The benefits are significant: fast query performance because Power BI's engine is optimized for this pattern, easy DAX calculations since relationships are straightforward, and simple troubleshooting when things go wrong.

The Snowflake Schema

The snowflake schema extends the star by normalizing dimension tables. Instead of one Product dimension, you might have Product, Category, and Subcategory tables linked together.

While this reduces data redundancy and looks elegant from a database design perspective, it creates problems in Power BI. Additional table joins slow query performance. More complex relationship paths make DAX harder to write and maintain. Users struggle to understand multi-hop relationships.

Unless you're working with extremely large dimension tables where normalization significantly reduces data size, avoid snowflake schemas in Power BI. The performance cost outweighs the storage savings.

The Flat Table (Denormalized Large Aggregated Table)

A flat table combines everything into one massive table all facts and dimensions merged together. Every row contains complete information: transaction amount, customer name, product details, date information, everything.

This approach seems simple at first. No relationships to manage, no joins to configure. However, it creates serious problems: massive data redundancy (customer names repeated millions of times), poor performance as table size explodes, difficult maintenance when dimension attributes change, and inefficient memory usage.

Flat tables have their place, small datasets for quick analysis or pre-aggregated summary tables. But for proper data modeling in Power BI, stick with star schema.

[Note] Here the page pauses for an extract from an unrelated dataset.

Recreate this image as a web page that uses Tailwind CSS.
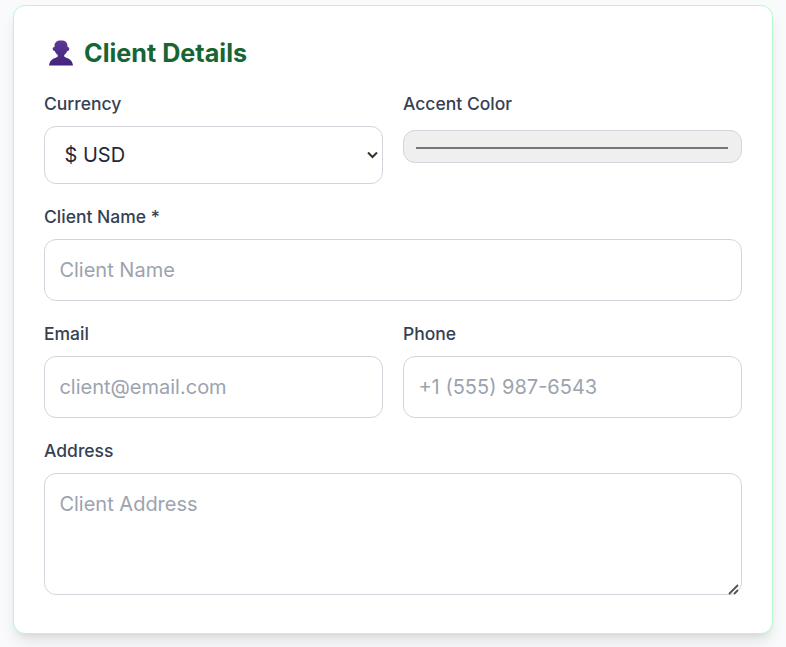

Getting Your Hands Dirty: Creating All These in Power BI

Theory is important, but implementation is where understanding solidifies. Here's how to go about it all:

How to Join (Merge) in Power Query
Open Power BI Desktop and load your data sources. Click "Transform Data" to open Power Query Editor.

Select the first table you want to merge, then click "Merge Queries" in the Home ribbon.

Choose the second table from the dropdown. Select the matching columns in both tables—these are your join keys.

Choose your join type from the options provided (Left Outer is default). Click OK.

A new column appears with "Table" values. Click the expand icon next to the column header, select which columns to bring from the second table, and click OK. The tables are now merged.

Click "Close & Apply" to load the result into Power BI.

How to Create Relationships in Model View

Switch to Model View using the icon on the left sidebar. You'll see all loaded tables displayed as boxes.

To create a relationship, click and drag a field from one table to the matching field in another table. Power BI automatically detects the relationship type and cardinality based on the data.

A line appears connecting the tables. Click the line to see relationship properties: cardinality (1:M, M:M, 1:1), cross-filter direction (single or both), and active/inactive status.

Using "Manage Relationships"

For more control, click "Manage Relationships" in the Home ribbon. This opens a dialog showing all relationships in your model.

Click "New" to create a relationship manually. Select the two tables and the columns that should relate them.

Choose cardinality and filter direction. Check "Make this relationship active" if needed. Click OK.

From this dialog, you can also edit existing relationships, delete relationships, or toggle them between active and inactive.

This is particularly useful when you have multiple relationships between the same tables and need to control which one is active.

Final Thoughts

Data modeling isn't just a technical exercise, it's the foundation of every insight your Power BI reports will generate.

A well-designed model makes DAX calculations straightforward, query performance fast, and reports easy to maintain. A poorly designed model creates endless headaches: slow refreshes, incorrect results, and DAX measures that take hours to write.

Start with star schema unless you have compelling reasons to deviate. Use one-to-many relationships with single-direction filtering as your default. Merge tables in Power Query when you need to physically combine data, but use relationships in Model View whenever possible to keep your model flexible and performant.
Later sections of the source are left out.